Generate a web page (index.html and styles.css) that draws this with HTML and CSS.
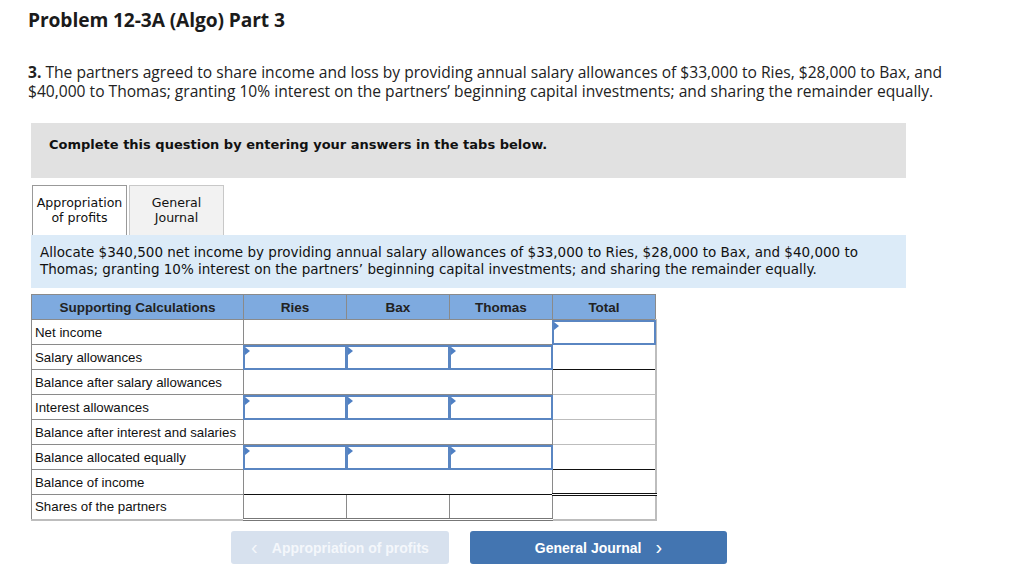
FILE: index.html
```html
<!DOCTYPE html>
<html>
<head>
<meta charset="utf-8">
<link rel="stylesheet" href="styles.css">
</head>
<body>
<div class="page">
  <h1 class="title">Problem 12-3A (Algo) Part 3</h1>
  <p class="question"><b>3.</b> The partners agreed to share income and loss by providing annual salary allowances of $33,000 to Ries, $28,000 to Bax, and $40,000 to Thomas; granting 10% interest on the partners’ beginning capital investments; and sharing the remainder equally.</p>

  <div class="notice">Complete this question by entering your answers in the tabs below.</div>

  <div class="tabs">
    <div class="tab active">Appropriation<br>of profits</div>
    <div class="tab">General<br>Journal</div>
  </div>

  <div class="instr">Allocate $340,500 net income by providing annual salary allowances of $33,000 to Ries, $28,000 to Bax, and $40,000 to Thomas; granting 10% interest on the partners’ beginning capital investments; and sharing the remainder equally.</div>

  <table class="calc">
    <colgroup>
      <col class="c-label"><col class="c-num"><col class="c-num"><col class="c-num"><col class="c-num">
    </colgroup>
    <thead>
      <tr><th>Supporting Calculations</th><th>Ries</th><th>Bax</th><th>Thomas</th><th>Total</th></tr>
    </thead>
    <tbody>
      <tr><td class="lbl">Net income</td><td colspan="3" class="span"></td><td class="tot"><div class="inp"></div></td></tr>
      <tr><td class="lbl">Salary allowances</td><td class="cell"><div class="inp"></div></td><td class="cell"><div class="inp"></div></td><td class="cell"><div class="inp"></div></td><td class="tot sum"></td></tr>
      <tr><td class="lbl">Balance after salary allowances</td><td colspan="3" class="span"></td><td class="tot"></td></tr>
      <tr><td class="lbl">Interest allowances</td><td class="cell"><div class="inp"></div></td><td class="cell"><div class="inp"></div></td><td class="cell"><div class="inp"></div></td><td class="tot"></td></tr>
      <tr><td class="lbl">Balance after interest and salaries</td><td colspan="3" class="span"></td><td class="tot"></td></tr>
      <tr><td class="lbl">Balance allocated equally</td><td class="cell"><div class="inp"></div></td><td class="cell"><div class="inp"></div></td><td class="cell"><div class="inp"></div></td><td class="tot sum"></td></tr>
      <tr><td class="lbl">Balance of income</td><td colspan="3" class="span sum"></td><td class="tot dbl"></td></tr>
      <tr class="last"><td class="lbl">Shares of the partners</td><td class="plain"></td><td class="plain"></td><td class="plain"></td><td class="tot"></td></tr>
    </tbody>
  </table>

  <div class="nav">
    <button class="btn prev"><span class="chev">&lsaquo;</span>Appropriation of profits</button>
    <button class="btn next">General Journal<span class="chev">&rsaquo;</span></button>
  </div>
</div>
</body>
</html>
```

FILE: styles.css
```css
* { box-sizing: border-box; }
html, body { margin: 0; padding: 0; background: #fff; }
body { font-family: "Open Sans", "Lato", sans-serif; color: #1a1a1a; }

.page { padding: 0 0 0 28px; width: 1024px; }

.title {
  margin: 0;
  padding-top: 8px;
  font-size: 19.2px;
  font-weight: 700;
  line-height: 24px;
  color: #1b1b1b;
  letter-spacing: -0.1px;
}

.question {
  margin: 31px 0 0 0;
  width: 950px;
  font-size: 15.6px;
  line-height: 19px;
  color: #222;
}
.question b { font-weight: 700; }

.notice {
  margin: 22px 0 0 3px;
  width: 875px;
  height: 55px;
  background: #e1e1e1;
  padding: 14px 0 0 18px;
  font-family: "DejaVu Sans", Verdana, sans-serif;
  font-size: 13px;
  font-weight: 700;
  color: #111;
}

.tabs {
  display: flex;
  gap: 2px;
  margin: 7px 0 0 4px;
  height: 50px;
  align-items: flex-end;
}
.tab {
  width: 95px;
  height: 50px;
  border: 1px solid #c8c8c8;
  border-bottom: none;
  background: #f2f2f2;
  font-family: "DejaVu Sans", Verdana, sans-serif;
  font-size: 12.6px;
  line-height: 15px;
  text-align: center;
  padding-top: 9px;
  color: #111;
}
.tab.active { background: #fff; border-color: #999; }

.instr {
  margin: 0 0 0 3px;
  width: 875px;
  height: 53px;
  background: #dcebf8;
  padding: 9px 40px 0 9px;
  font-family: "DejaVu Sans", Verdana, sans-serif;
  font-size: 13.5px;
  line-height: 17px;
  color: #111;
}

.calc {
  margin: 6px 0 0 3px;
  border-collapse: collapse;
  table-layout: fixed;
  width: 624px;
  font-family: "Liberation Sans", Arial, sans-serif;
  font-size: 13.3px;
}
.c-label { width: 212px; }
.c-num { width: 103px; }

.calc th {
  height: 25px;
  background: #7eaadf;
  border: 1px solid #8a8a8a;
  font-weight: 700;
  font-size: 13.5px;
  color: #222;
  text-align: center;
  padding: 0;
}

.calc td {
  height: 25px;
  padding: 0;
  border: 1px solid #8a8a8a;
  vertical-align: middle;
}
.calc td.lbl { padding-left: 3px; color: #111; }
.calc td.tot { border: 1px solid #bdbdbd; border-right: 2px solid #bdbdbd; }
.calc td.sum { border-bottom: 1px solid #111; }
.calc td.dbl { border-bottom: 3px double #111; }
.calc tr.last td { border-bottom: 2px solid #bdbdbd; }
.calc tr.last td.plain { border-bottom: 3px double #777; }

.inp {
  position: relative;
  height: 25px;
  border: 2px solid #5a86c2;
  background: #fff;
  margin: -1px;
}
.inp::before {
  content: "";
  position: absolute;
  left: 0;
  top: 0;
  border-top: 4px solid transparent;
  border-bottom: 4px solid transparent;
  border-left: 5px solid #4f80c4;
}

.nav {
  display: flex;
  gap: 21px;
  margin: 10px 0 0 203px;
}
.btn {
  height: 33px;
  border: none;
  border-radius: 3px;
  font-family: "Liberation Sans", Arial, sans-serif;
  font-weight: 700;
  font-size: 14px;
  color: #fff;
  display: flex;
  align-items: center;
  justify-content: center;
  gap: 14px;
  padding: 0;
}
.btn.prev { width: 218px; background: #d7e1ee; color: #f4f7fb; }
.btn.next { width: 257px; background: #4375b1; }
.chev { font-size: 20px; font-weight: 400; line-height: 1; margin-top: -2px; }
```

= = =

▸ WRITTEN TASK: Copy the listing exactly. Any image in it stays out of the copy.

▸ RIGHT ANSWER:
Generate a web page (index.html and styles.css) that draws this with HTML and CSS.
FILE: index.html
```html
<!DOCTYPE html>
<html>
<head>
<meta charset="utf-8">
<link rel="stylesheet" href="styles.css">
</head>
<body>
<div class="page">
  <h1 class="title">Problem 12-3A (Algo) Part 3</h1>
  <p class="question"><b>3.</b> The partners agreed to share income and loss by providing annual salary allowances of $33,000 to Ries, $28,000 to Bax, and $40,000 to Thomas; granting 10% interest on the partners’ beginning capital investments; and sharing the remainder equally.</p>

  <div class="notice">Complete this question by entering your answers in the tabs below.</div>

  <div class="tabs">
    <div class="tab active">Appropriation<br>of profits</div>
    <div class="tab">General<br>Journal</div>
  </div>

  <div class="instr">Allocate $340,500 net income by providing annual salary allowances of $33,000 to Ries, $28,000 to Bax, and $40,000 to Thomas; granting 10% interest on the partners’ beginning capital investments; and sharing the remainder equally.</div>

  <table class="calc">
    <colgroup>
      <col class="c-label"><col class="c-num"><col class="c-num"><col class="c-num"><col class="c-num">
    </colgroup>
    <thead>
      <tr><th>Supporting Calculations</th><th>Ries</th><th>Bax</th><th>Thomas</th><th>Total</th></tr>
    </thead>
    <tbody>
      <tr><td class="lbl">Net income</td><td colspan="3" class="span"></td><td class="tot"><div class="inp"></div></td></tr>
      <tr><td class="lbl">Salary allowances</td><td class="cell"><div class="inp"></div></td><td class="cell"><div class="inp"></div></td><td class="cell"><div class="inp"></div></td><td class="tot sum"></td></tr>
      <tr><td class="lbl">Balance after salary allowances</td><td colspan="3" class="span"></td><td class="tot"></td></tr>
      <tr><td class="lbl">Interest allowances</td><td class="cell"><div class="inp"></div></td><td class="cell"><div class="inp"></div></td><td class="cell"><div class="inp"></div></td><td class="tot"></td></tr>
      <tr><td class="lbl">Balance after interest and salaries</td><td colspan="3" class="span"></td><td class="tot"></td></tr>
      <tr><td class="lbl">Balance allocated equally</td><td class="cell"><div class="inp"></div></td><td class="cell"><div class="inp"></div></td><td class="cell"><div class="inp"></div></td><td class="tot sum"></td></tr>
      <tr><td class="lbl">Balance of income</td><td colspan="3" class="span sum"></td><td class="tot dbl"></td></tr>
      <tr class="last"><td class="lbl">Shares of the partners</td><td class="plain"></td><td class="plain"></td><td class="plain"></td><td class="tot"></td></tr>
    </tbody>
  </table>

  <div class="nav">
    <button class="btn prev"><span class="chev">&lsaquo;</span>Appropriation of profits</button>
    <button class="btn next">General Journal<span class="chev">&rsaquo;</span></button>
  </div>
</div>
</body>
</html>
```

FILE: styles.css
```css
* { box-sizing: border-box; }
html, body { margin: 0; padding: 0; background: #fff; }
body { font-family: "Open Sans", "Lato", sans-serif; color: #1a1a1a; }

.page { padding: 0 0 0 28px; width: 1024px; }

.title {
  margin: 0;
  padding-top: 8px;
  font-size: 19.2px;
  font-weight: 700;
  line-height: 24px;
  color: #1b1b1b;
  letter-spacing: -0.1px;
}

.question {
  margin: 31px 0 0 0;
  width: 950px;
  font-size: 15.6px;
  line-height: 19px;
  color: #222;
}
.question b { font-weight: 700; }

.notice {
  margin: 22px 0 0 3px;
  width: 875px;
  height: 55px;
  background: #e1e1e1;
  padding: 14px 0 0 18px;
  font-family: "DejaVu Sans", Verdana, sans-serif;
  font-size: 13px;
  font-weight: 700;
  color: #111;
}

.tabs {
  display: flex;
  gap: 2px;
  margin: 7px 0 0 4px;
  height: 50px;
  align-items: flex-end;
}
.tab {
  width: 95px;
  height: 50px;
  border: 1px solid #c8c8c8;
  border-bottom: none;
  background: #f2f2f2;
  font-family: "DejaVu Sans", Verdana, sans-serif;
  font-size: 12.6px;
  line-height: 15px;
  text-align: center;
  padding-top: 9px;
  color: #111;
}
.tab.active { background: #fff; border-color: #999; }

.instr {
  margin: 0 0 0 3px;
  width: 875px;
  height: 53px;
  background: #dcebf8;
  padding: 9px 40px 0 9px;
  font-family: "DejaVu Sans", Verdana, sans-serif;
  font-size: 13.5px;
  line-height: 17px;
  color: #111;
}

.calc {
  margin: 6px 0 0 3px;
  border-collapse: collapse;
  table-layout: fixed;
  width: 624px;
  font-family: "Liberation Sans", Arial, sans-serif;
  font-size: 13.3px;
}
.c-label { width: 212px; }
.c-num { width: 103px; }

.calc th {
  height: 25px;
  background: #7eaadf;
  border: 1px solid #8a8a8a;
  font-weight: 700;
  font-size: 13.5px;
  color: #222;
  text-align: center;
  padding: 0;
}

.calc td {
  height: 25px;
  padding: 0;
  border: 1px solid #8a8a8a;
  vertical-align: middle;
}
.calc td.lbl { padding-left: 3px; color: #111; }
.calc td.tot { border: 1px solid #bdbdbd; border-right: 2px solid #bdbdbd; }
.calc td.sum { border-bottom: 1px solid #111; }
.calc td.dbl { border-bottom: 3px double #111; }
.calc tr.last td { border-bottom: 2px solid #bdbdbd; }
.calc tr.last td.plain { border-bottom: 3px double #777; }

.inp {
  position: relative;
  height: 25px;
  border: 2px solid #5a86c2;
  background: #fff;
  margin: -1px;
}
.inp::before {
  content: "";
  position: absolute;
  left: 0;
  top: 0;
  border-top: 4px solid transparent;
  border-bottom: 4px solid transparent;
  border-left: 5px solid #4f80c4;
}

.nav {
  display: flex;
  gap: 21px;
  margin: 10px 0 0 203px;
}
.btn {
  height: 33px;
  border: none;
  border-radius: 3px;
  font-family: "Liberation Sans", Arial, sans-serif;
  font-weight: 700;
  font-size: 14px;
  color: #fff;
  display: flex;
  align-items: center;
  justify-content: center;
  gap: 14px;
  padding: 0;
}
.btn.prev { width: 218px; background: #d7e1ee; color: #f4f7fb; }
.btn.next { width: 257px; background: #4375b1; }
.chev { font-size: 20px; font-weight: 400; line-height: 1; margin-top: -2px; }
```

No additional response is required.